The consistent structure of a metric makes it easier to query. This also means it’s more immediately consumable in analysis toolkits. For example, most business analysis relies on time (for example, comparisons between time periods). The structure of metrics means they typically include temporal context. This makes the analyst’s job easier – time is modelled into the metric even when it’s not available in the raw data.
Driving data adoption by machines and people
With the widespread availability of data and ongoing advancements in AI, the ability to make effective data-driven decisions is more important than ever. A metric-centric approach helps machines and humans interpret and work with data, a necessity when designing future-proof BI.
How metrics enable AI-driven BI
The main challenge in applying AI to data to gain insights is the data itself. Data is often messy and lacks structure, making it unclear to humans, let alone an AI system. AI can only identify patterns and insights in data it understands.
Metrics include well-structured data. Their definitions provide context for what the data represents. Query results returned from metrics are equally well-defined and structured. These qualities make metrics immediately consumable by most AI systems. The AI can understand and draw connections between the metrics being analyzed and expose the data and context as meaning to end users.

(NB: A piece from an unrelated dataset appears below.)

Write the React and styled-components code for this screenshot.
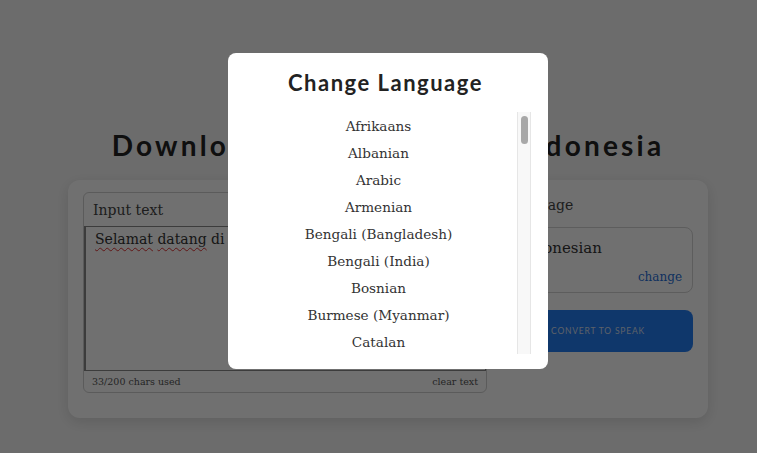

Why metrics enable the socialization of BI
Business intelligence infrastructures have traditionally been isolated. Each organization had its own BI infrastructure built up around their specific needs. These unique setups made it difficult to establish standard best practices for BI and to define common BI artifacts. Sure, KPIs could be identified and discussed in abstract terms by industry experts, but each business would implement them separately.
Since a metric-centric BI artifact captures a KPI definition even if it’s not connected to data, it can be published and consumed across organizations. Public libraries of metrics can be made available that define best practices for common business KPIs. Reports and dashboards that use these abstract artifacts can also be defined, providing a toolset even before the data is connected. These artifacts can then be visualized either using known queries against common APIs or, with minimal guidance from data teams, by connecting organizational data to the metrics. MetricHQ is an example of a publicly available metric knowledge base.
By enabling the creation of consumption BI artifacts that are independent of the data for metrics, dashboards, and reports, metric-centric BI has established a sharing culture not possible with previous generations of BI tools. Businesses no longer require a data team to create and use common metrics. Instead, they can access metric definitions and data connection templates created by experts in public libraries.
Why metrics enable effective decision making
The decision-making process starts with identifying an opportunity or a problem, investigating alternatives, choosing a solution, acting on it, and, finally, monitoring to ensure a satisfactory outcome. Having the right data, and understanding it, is key to the first step (identifying the opportunity/problem) and the last step (monitoring).
Metrics have a defined purpose. The clarity in metric data makes it easy to identify opportunities or problems. Each metric has meaning built into it, so the patterns that surface in the metric data aren’t only interesting, they indicate actionable, meaningful activity in your business.
Metrics are ideal for monitoring the situation after a solution has been implemented. A metric can be set up to monitor outcomes for a specific decision. For example, if the decision was to increase advertising spend, a metric could be defined that monitors website traffic and measures the decision’s success from that perspective. Metric-centric tools can include additional monitoring features, such as the ability to define metric goals and be notified when the metric value changes relative to the goal.